Requirements: Select all lines with the string "React" in them, and copy those lines.

++++++++++++++++++++

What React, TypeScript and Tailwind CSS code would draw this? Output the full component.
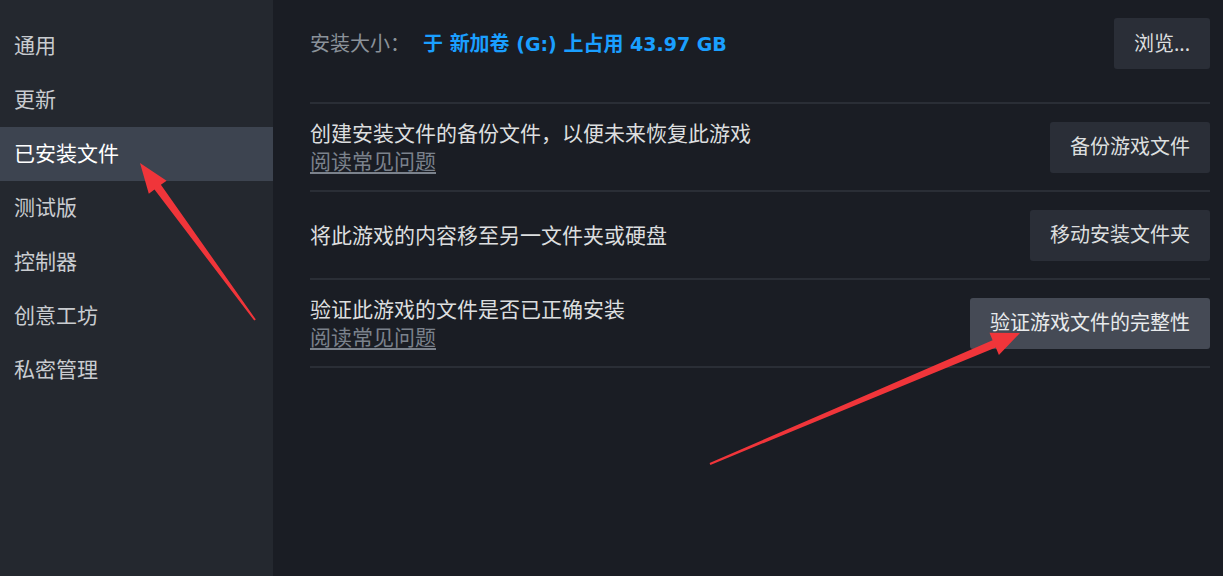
import React from "react";

const sideItems = ["通用", "更新", "已安装文件", "测试版", "控制器", "创意工坊", "私密管理"];

const font = { fontFamily: '"Noto Sans", "Noto Sans CJK SC", sans-serif' };
const latin = { fontFamily: '"DejaVu Sans", "Noto Sans CJK SC", sans-serif' };

const Btn: React.FC<{ label: string; active?: boolean }> = ({ label, active }) => (
  <button
    className={
      active
        ? "h-[51px] px-[20px] rounded-[3px] bg-[#454a55] text-[20px] text-[#e8eaec] shrink-0"
        : "h-[51px] px-[20px] rounded-[3px] bg-[#2a2e37] text-[20px] text-[#dcdedf] shrink-0"
    }
  >
    {label}
  </button>
);

const Row: React.FC<{ text: string; faq?: boolean; button: string; active?: boolean }> = ({
  text,
  faq,
  button,
  active,
}) => (
  <div className="h-[88px] flex items-center justify-between border-b-2 border-[#2a2e36]">
    <div className="flex flex-col text-[21px] leading-[28px]">
      <span className="text-[#dcdedf]">{text}</span>
      {faq && <span className="text-[#7b828c] underline underline-offset-[3px]">阅读常见问题</span>}
    </div>
    <Btn label={button} active={active} />
  </div>
);

// red annotation arrow, tip first
const Arrow: React.FC<{ points: string }> = ({ points }) => (
  <polygon points={points} fill="#f0353a" />
);

const App: React.FC = () => {
  return (
    <div className="relative flex w-[1223px] h-[576px] bg-[#1a1d24] overflow-hidden" style={font}>
      <aside className="w-[273px] shrink-0 bg-[#24282f] pt-[19px]">
        {sideItems.map((item) => (
          <div
            key={item}
            className={
              item === "已安装文件"
                ? "h-[54px] flex items-center pl-[14px] text-[21px] text-white bg-[#3d4450]"
                : "h-[54px] flex items-center pl-[14px] text-[21px] text-[#c9ccd0]"
            }
          >
            {item}
          </div>
        ))}
      </aside>

      <main className="flex-1 pl-[37px] pr-[13px]">
        <div className="h-[104px] flex items-start justify-between pt-[18px] border-b-2 border-[#2a2e36]">
          <div className="h-[51px] flex items-center text-[20px]">
            <span className="text-[#8b929a]">安装大小：</span>
            <span className="ml-[13px] text-[#1a9fff] font-semibold">
              于<span className="text-[19px]" style={latin}> </span>新加卷
              <span className="text-[19px]" style={latin}> (G:) </span>上占用
              <span className="text-[19px]" style={latin}> 43.97 GB</span>
            </span>
          </div>
          <Btn label="浏览..." />
        </div>
        <Row text="创建安装文件的备份文件，以便未来恢复此游戏" faq button="备份游戏文件" />
        <Row text="将此游戏的内容移至另一文件夹或硬盘" button="移动安装文件夹" />
        <Row text="验证此游戏的文件是否已正确安装" faq button="验证游戏文件的完整性" active />
      </main>

      <svg className="absolute inset-0 pointer-events-none" width="1223" height="576">
        <Arrow points="140,163 166.6,180.7 160.9,184.8 255.8,319.4 254.2,320.6 154.5,189.6 148.8,193.7" />
        <Arrow points="1020,333 998.9,355 995.8,347.6 710.4,464.9 709.6,463.1 992.6,340.2 989.5,332.8" />
      </svg>
    </div>
  );
};

export default App;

++++++++++++++++++++

Response to this exercise:
What React, TypeScript and Tailwind CSS code would draw this? Output the full component.
import React from "react";
const Btn: React.FC<{ label: string; active?: boolean }> = ({ label, active }) => (
const Row: React.FC<{ text: string; faq?: boolean; button: string; active?: boolean }> = ({
const Arrow: React.FC<{ points: string }> = ({ points }) => (
const App: React.FC = () => {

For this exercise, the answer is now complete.